Producer Scott Rodin and the rest of the investors need not be concerned of the danger of living in a meta-reality based on Willy Loman’s own tragic combination of disillusionment and fear of betrayal. Why so grand a statement? Well, Death of a Salesman has recouped its initial capitalization, as reported by the New York Times. This is incredible considering the move to seven shows a week instead of eight and raising Death of a Salesman tickets to the levels unseen by a dramatic production in years.
Theatergoers are more than willing to pay near Book of Mormon prices to see Philip Seymour Hoffman, Andrew Garfield, and Linda Emond earn their Tony Award nominations every night. I would say the same for director Mike Nichols’ contributions, but no one comes to see a Broadway director. This willingness has brought the investors a couple of weeks to turn a huge profit.
In a world in which only 30 percent of Broadway productions (plays and musicals) are able to turn a profit, his has been an astounding run. It took 14 weeks of the 16-week run to make this happen. Most of the time this would mean an extension for a revival or original production, but it has been clearly and deafeningly stated that the 2012 revival of Death of a Salesman will close its curtains at the Barrymore Theatre on June 2.

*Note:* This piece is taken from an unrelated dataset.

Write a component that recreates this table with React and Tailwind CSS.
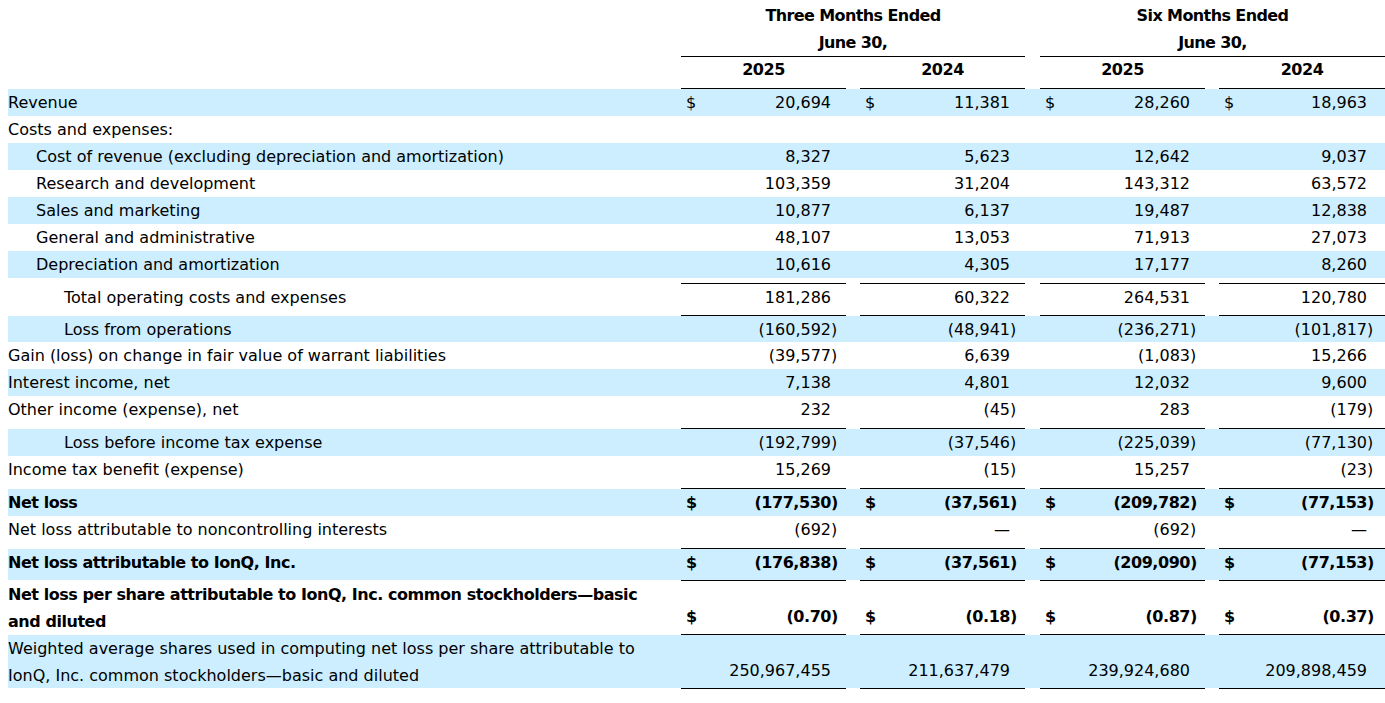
import clsx from "clsx";

const widths = ["w-[165px]", "w-[165px]", "w-[165px]", "w-[166px]"];
const gaps = ["", "ml-[14px]", "ml-[15px]", "ml-[14px]"];
const rpad = ["pr-[9px]", "pr-[9px]", "pr-[9px]", "pr-[12px]"];
const pads = ["pl-0", "pl-[28px]", "pl-[56px]"];

function Rule({ group = false }) {
    return (
        <div className="flex h-px">
            <div className="w-[673px] shrink-0" />
            {group ? (
                <>
                    <div className="w-[344px] bg-black" />
                    <div className="ml-[15px] w-[345px] bg-black" />
                </>
            ) : (
                widths.map((w, i) => <div key={i} className={clsx(w, gaps[i], "bg-black")} />)
            )}
        </div>
    );
}

function Gap() {
    return <div className="h-[5px]" />;
}

function Val({ value, dollar }) {
    const paren = value.startsWith("(");
    const num = paren ? value.slice(0, -1) : value;
    return (
        <>
            <span>{dollar ? "$" : ""}</span>
            <span className="flex">
                <span>{num}</span>
                <span className="w-[6px]">{paren ? ")" : ""}</span>
            </span>
        </>
    );
}

function Row({ label, indent = 0, bold, blue, dollar, v, size = "h-[27px]", align = "items-center" }) {
    return (
        <div className={clsx("flex", size, blue && "bg-[#cceeff]", bold && "font-bold tracking-[-0.45px]")}>
            <div className={clsx("w-[673px] shrink-0 leading-[27px]", pads[indent])}>{label}</div>
            {v &&
                v.map((x, i) => (
                    <div
                        key={i}
                        className={clsx(widths[i], gaps[i], rpad[i], "flex justify-between pl-[5px] leading-[27px]", align)}
                    >
                        <Val value={x} dollar={dollar} />
                    </div>
                ))}
        </div>
    );
}

export default function App() {
    return (
        <div className="w-[1385px] min-h-[703px] bg-white pl-[8px] text-[16px] text-black font-['DejaVu_Sans',sans-serif]">
            {/* column headers */}
            <div className="flex h-[56px] pt-[2px] font-bold leading-[27px] tracking-[-0.6px] text-center">
                <div className="w-[673px] shrink-0" />
                <div className="w-[344px]">Three Months Ended<br />June 30,</div>
                <div className="ml-[15px] w-[345px]">Six Months Ended<br />June 30,</div>
            </div>
            <Rule group />
            <div className="flex h-[26px] items-center font-bold tracking-[-0.45px] text-center">
                <div className="w-[673px] shrink-0" />
                {["2025", "2024", "2025", "2024"].map((y, i) => (
                    <div key={i} className={clsx(widths[i], gaps[i])}>{y}</div>
                ))}
            </div>
            <Gap />
            <Rule />

            <Row label="Revenue" blue dollar v={["20,694", "11,381", "28,260", "18,963"]} />
            <Row label="Costs and expenses:" />
            <Row label="Cost of revenue (excluding depreciation and amortization)" indent={1} blue v={["8,327", "5,623", "12,642", "9,037"]} />
            <Row label="Research and development" indent={1} v={["103,359", "31,204", "143,312", "63,572"]} />
            <Row label="Sales and marketing" indent={1} blue v={["10,877", "6,137", "19,487", "12,838"]} />
            <Row label="General and administrative" indent={1} v={["48,107", "13,053", "71,913", "27,073"]} />
            <Row label="Depreciation and amortization" indent={1} blue v={["10,616", "4,305", "17,177", "8,260"]} />
            <Gap />
            <Rule />
            <Row label="Total operating costs and expenses" indent={2} size="h-[26px]" v={["181,286", "60,322", "264,531", "120,780"]} />
            <Gap />
            <Rule />
            <Row label="Loss from operations" indent={2} blue size="h-[26px]" v={["(160,592)", "(48,941)", "(236,271)", "(101,817)"]} />
            <Row label="Gain (loss) on change in fair value of warrant liabilities" v={["(39,577)", "6,639", "(1,083)", "15,266"]} />
            <Row label="Interest income, net" blue v={["7,138", "4,801", "12,032", "9,600"]} />
            <Row label="Other income (expense), net" v={["232", "(45)", "283", "(179)"]} />
            <Gap />
            <Rule />
            <Row label="Loss before income tax expense" indent={2} blue v={["(192,799)", "(37,546)", "(225,039)", "(77,130)"]} />
            <Row label="Income tax benefit (expense)" v={["15,269", "(15)", "15,257", "(23)"]} />
            <Gap />
            <Rule />
            <Row label="Net loss" bold blue dollar v={["(177,530)", "(37,561)", "(209,782)", "(77,153)"]} />
            <Row label="Net loss attributable to noncontrolling interests" v={["(692)", "—", "(692)", "—"]} />
            <Gap />
            <Rule />
            <Row label="Net loss attributable to IonQ, Inc." bold blue dollar size="h-[31px]" align="items-start" v={["(176,838)", "(37,561)", "(209,090)", "(77,153)"]} />
            <Rule />
            <Row
                label={<>Net loss per share attributable to IonQ, Inc. common stockholders—basic<br />and diluted</>}
                bold
                dollar
                size="h-[53px]"
                align="items-end pb-[4px]"
                v={["(0.70)", "(0.18)", "(0.87)", "(0.37)"]}
            />
            <Rule />
            <Row
                label={<>Weighted average shares used in computing net loss per share attributable to<br />IonQ, Inc. common stockholders—basic and diluted</>}
                blue
                size="h-[53px]"
                align="items-end pb-[4px]"
                v={["250,967,455", "211,637,479", "239,924,680", "209,898,459"]}
            />
            <Rule />
        </div>
    );
}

In other words, this production is going out on top without a replacement cast to usher in a few more months to really drive home a profit. I think the theater community appreciates the foreseeable disappointment of seeing a cast of actors getting their big break in a second run (though those ticket prices would have to drop dramatically from the current $425 price tag). Especially, if any of those actors are going to be accepting individual awards eight Days later at the 2012 Tony Awards.